I love the fact that Charlie lets me stay in his apartment. I do pay the rent, but it’s not a lot, and we don’t usually spend a lot of money on food. I spend a little bit more on my guilty pleasures than they do — unless it’s, of course, Glenn [Dennis] wanting some fancy car. He’s gotta have his Range Rover.
[He and Dee] have no idea about the value of a dollar. I do spoil them, my kids, even though probably they’re not my kids. You know the story.
Yeah, I had a wife. I don’t want to get into the heartbreak of it.
Frank does fork over — I stock that place [the bar] up. Sometimes I bring the Wolf Cola in and we capitalize on that, that’s one of my investments.
It’s a very difficult part to play because I do feel that Frank is using as many loopholes as he can to hang onto his dough. I don’t pay any taxes, by the way.
That would be a big issue in real life.
Well, Amazon doesn’t pay any taxes, so why should I? I mean, I do pay my income tax personally, I’m just saying Frank doesn’t.
What do you personally like to spend money on?
Is there anything you don’t like spending money on? Like, “oh, I can’t believe I have to buy a new pair of jeans today…”
Oh, no, I don’t wear jeans. But nothing against them.
If I gotta do something — like if my coffee grinder broke, say, I would go out and get a nice coffee grinder. I’m not shy about buying a salt shaker that is wood and metal — trying to stay away from plastic if I can.
You told The Guardian a few years ago you like to invest in green concerns.
I’d like to make the transition in a sensible way, really put some energy behind the Green New Deal. We have most of the scientists in the world say[ing] that we’re skirting on the edge of, pretty much, catastrophe.
I haven’t been to all these little islands on the planet, but I don’t want them to go away before I have a chance to go visit. I certainly don’t want to drown all those people who are living in those places.

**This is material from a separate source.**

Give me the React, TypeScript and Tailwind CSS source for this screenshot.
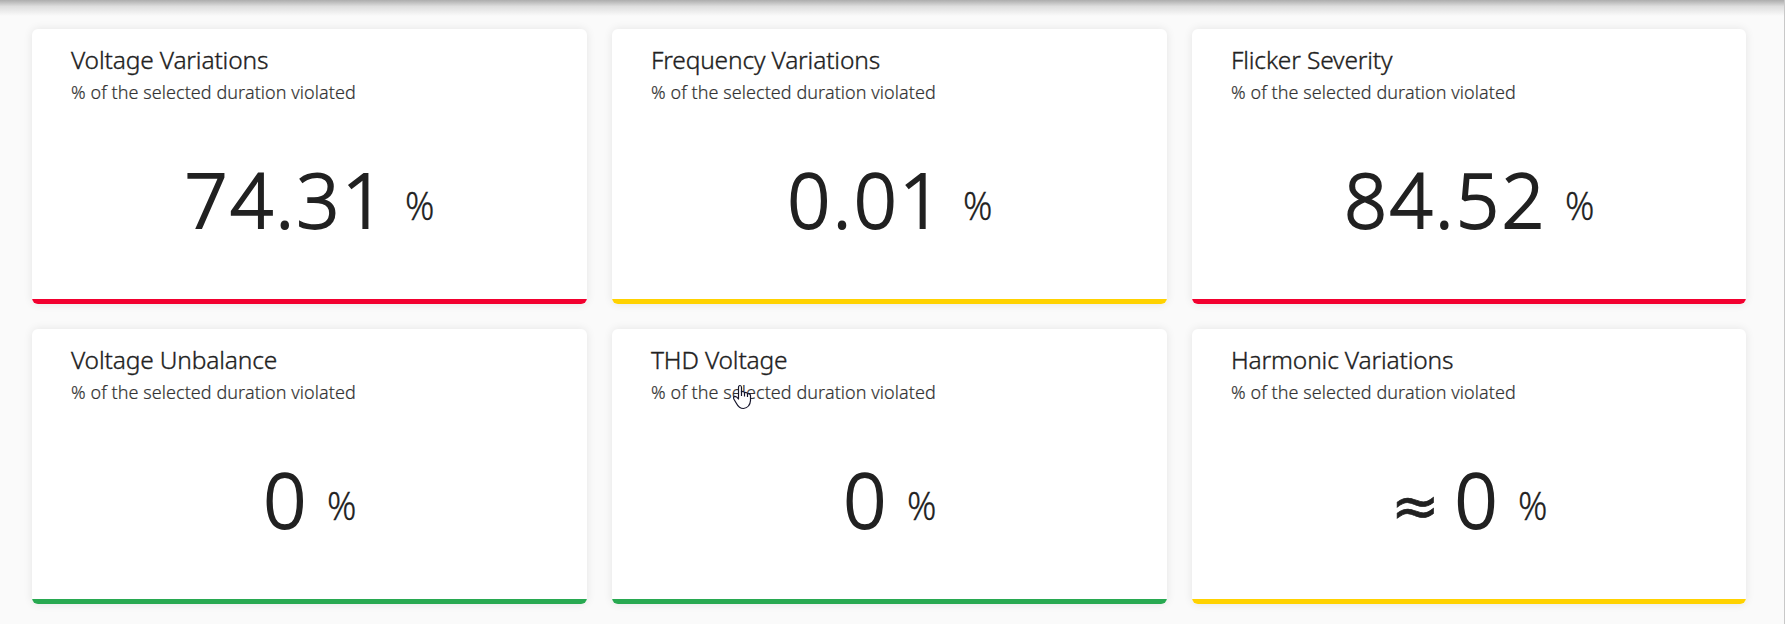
const cards = [
  { title: "Voltage Variations", value: "74.31", bar: "bg-[#f2002f]" },
  { title: "Frequency Variations", value: "0.01", bar: "bg-[#ffd200]" },
  { title: "Flicker Severity", value: "84.52", bar: "bg-[#f2002f]" },
  { title: "Voltage Unbalance", value: "0", bar: "bg-[#28a951]" },
  { title: "THD Voltage", value: "0", bar: "bg-[#28a951]" },
  { title: "Harmonic Variations", value: "0", approx: true, bar: "bg-[#ffd200]" },
];

function HandCursor() {
  return (
    <svg className="absolute top-[384px] left-[732px] h-[26px] w-[20px]" viewBox="0 0 20 26" fill="none">
      <path
        d="M6.5 15V3.5Q6.5 1.5 8 1.5T9.5 3.5V8Q11.5 6.5 12.5 9Q14.5 7.5 15.5 10Q18 9 18.5 11.5V16.5Q18 23.5 11.5 24.5Q7 24.5 4.5 19.5L1.8 15Q1 12.5 3 12.3Q4.5 12.3 6.5 15Z"
        fill="white"
        stroke="#15152b"
        strokeWidth="1.2"
        strokeLinejoin="round"
      />
      <path d="M9.5 7V12M12.5 8.5V12.5M15.5 10V13" stroke="#15152b" strokeWidth="1.2" />
    </svg>
  );
}

export default function App() {
  return (
    <main className="relative h-[624px] overflow-hidden border-r border-[#c8c8c8] bg-[#fafafa] font-['Noto_Sans',sans-serif] text-[#212121]">
      <div className="h-4 bg-linear-to-b from-[#adadad] via-[#dedede] via-40% to-[#fafafa]" />
      <div className="grid grid-cols-[555px_555px_554px] gap-[25px] pt-[13px] pl-8">
        {cards.map((c) => (
          <section
            key={c.title}
            className="flex h-[275px] flex-col overflow-hidden rounded-[6px] bg-white pt-[15px] shadow-[0_0_10px_rgba(0,0,0,0.09)]"
          >
            <h2 className="px-[39px] text-[24.5px] leading-8 font-light tracking-[-0.15px] [-webkit-text-stroke:0.35px_#212121]">
              {c.title}
            </h2>
            <p className="px-[39px] text-[18px] leading-8 font-light tracking-[0.07px] text-[#333] [-webkit-text-stroke:0.2px_#333]">
              % of the selected duration violated
            </p>
            <div className="flex flex-1 items-baseline justify-center pt-[36px] pl-[2px] leading-[110px]">
              {c.approx && (
                <span className="relative -top-[2px] mr-[15px] font-['DejaVu_Sans'] text-[58px] leading-none [-webkit-text-stroke:0.7px_#212121]">
                  ≈
                </span>
              )}
              <span className="text-[75.5px] font-light tracking-[2.4px] [-webkit-text-stroke:1.8px_#212121]">{c.value}</span>
              <span className="relative -top-2 ml-[18px] w-[31px] text-[39px] font-light [-webkit-text-stroke:0.3px_#212121]">
                <span className="inline-block origin-left scale-x-[0.93]">%</span>
              </span>
            </div>
            <div className={`h-[5px] shrink-0 ${c.bar}`} />
          </section>
        ))}
      </div>
      <HandCursor />
    </main>
  );
}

Those kinds of things worry me. The whole idea of the water supply and water being sold to us for… I don’t know. How much is a bottle of water these days? I get glass bottles with the ceramic dispenser in the middle. You buy water. What do you pay for a bottle of water?
Probably like $2, $3.
If you got a bigger bottle, more like $6 or $8. It’s a big corporation that takes the water out of the ground, sticks it in a truck, puts it in a bottle and sells it to you for $2 for a little 8-ounce glass of water. Crazy.

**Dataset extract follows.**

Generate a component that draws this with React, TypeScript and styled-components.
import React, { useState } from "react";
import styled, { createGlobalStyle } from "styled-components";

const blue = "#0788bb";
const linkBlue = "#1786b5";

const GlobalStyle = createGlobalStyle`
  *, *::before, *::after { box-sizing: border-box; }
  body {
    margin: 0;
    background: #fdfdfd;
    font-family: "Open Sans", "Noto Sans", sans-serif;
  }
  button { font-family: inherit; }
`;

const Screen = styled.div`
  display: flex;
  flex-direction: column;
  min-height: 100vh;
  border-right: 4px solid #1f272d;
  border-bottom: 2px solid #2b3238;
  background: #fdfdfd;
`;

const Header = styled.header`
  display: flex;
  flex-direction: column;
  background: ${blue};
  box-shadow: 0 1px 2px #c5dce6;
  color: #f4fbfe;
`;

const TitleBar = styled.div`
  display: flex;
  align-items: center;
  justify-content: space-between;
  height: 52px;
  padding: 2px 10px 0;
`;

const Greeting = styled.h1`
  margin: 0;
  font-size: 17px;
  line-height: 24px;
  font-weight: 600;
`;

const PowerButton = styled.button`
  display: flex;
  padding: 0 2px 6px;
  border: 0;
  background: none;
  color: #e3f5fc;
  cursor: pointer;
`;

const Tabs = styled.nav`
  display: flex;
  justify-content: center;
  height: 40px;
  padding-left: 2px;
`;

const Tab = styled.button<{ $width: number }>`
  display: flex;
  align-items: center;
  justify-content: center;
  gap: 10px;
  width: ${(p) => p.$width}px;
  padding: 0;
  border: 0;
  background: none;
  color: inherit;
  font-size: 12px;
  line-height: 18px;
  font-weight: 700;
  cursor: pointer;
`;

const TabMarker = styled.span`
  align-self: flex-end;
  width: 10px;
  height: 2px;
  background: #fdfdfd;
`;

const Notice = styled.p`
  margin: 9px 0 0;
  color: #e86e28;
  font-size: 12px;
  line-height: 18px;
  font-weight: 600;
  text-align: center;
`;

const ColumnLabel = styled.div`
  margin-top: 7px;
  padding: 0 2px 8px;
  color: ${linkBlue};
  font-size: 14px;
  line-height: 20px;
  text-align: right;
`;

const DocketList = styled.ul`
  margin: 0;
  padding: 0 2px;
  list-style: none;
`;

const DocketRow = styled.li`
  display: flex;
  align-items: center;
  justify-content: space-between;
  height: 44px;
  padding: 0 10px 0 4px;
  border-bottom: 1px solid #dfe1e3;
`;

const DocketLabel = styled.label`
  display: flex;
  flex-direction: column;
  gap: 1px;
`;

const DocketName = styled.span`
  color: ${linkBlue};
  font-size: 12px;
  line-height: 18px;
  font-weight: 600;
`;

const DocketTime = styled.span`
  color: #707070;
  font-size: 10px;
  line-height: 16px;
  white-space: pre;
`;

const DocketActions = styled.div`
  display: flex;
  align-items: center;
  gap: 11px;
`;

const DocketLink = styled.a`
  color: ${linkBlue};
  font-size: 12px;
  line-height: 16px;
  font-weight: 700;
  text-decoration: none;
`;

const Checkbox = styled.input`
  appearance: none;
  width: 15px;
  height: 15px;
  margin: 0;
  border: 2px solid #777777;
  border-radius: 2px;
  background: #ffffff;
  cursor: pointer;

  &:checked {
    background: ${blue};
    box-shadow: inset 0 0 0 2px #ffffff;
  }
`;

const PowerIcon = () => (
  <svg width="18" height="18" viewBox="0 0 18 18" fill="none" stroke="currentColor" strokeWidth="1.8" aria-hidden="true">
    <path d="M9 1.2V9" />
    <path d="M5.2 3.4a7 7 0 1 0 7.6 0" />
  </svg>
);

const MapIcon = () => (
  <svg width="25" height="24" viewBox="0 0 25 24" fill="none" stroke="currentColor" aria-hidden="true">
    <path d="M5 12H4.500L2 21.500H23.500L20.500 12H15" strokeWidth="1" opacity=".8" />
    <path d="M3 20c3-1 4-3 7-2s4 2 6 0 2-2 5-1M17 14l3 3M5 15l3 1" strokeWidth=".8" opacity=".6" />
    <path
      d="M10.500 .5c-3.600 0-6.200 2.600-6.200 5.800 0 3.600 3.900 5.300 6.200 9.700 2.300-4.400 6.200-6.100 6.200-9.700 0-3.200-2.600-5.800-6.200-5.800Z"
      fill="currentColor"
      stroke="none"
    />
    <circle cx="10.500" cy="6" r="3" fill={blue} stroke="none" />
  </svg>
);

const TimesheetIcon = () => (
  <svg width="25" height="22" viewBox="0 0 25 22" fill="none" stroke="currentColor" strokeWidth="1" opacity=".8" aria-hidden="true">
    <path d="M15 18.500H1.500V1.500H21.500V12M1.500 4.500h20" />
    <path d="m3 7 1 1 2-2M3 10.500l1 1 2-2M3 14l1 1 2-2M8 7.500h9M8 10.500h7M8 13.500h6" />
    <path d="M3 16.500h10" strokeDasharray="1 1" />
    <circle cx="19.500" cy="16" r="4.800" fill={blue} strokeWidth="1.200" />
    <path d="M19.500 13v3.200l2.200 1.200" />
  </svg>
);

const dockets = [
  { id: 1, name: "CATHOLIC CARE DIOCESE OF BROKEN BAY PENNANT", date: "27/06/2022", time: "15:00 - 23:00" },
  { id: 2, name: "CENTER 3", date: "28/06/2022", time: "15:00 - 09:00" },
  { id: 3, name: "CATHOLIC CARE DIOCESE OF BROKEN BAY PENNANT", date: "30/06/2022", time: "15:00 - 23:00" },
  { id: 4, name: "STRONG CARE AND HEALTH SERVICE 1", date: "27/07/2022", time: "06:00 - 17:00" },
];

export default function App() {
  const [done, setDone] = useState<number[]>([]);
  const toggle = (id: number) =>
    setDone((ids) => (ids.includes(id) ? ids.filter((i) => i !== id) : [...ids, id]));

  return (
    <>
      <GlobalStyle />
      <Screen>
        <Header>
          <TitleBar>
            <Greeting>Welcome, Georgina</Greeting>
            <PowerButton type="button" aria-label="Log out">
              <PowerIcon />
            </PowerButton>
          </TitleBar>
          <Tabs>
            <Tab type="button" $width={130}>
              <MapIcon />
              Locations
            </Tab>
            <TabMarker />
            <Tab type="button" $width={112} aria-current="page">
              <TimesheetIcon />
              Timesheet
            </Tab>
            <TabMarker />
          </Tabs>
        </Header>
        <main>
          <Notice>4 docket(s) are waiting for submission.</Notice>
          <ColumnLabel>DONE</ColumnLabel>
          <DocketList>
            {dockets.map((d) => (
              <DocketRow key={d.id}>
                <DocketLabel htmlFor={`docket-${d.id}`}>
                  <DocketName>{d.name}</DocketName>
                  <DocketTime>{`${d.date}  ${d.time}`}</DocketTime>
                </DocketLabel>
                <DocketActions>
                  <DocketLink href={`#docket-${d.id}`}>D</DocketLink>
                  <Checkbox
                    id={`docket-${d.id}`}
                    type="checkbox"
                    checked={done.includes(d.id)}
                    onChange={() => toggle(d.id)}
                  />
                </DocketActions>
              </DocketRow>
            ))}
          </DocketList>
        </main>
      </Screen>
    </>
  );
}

Let me ask about your career real quick.
My career! It’s good, I like it.
I’ve got Dumbo coming out, and I’m so happy about being in it because this is my fourth time working with Tim Burton. It’s going to be so beautiful, and it’s for everybody. It’s for young kids, for old kids and us kids. Tim’s imagination is just off the charts. It’s a wonder.
I just finished a little bit on Jumanji 2. I had one of the greatest experiences with Dwayne Johnson — The Rock — and Kevin Hart and Jack Black, all the folks. I went to Atlanta.
Atlanta’s a good example of what’s going on in the film industry. They give you a tax credit. In New Jersey, [Gov.] Phil Murphy just put forth a tax credit that I’m hoping we can nurture, because it brings jobs into the local area. It puts so many people to work. That economic model really makes a difference.
This interview has been edited and condensed for clarity.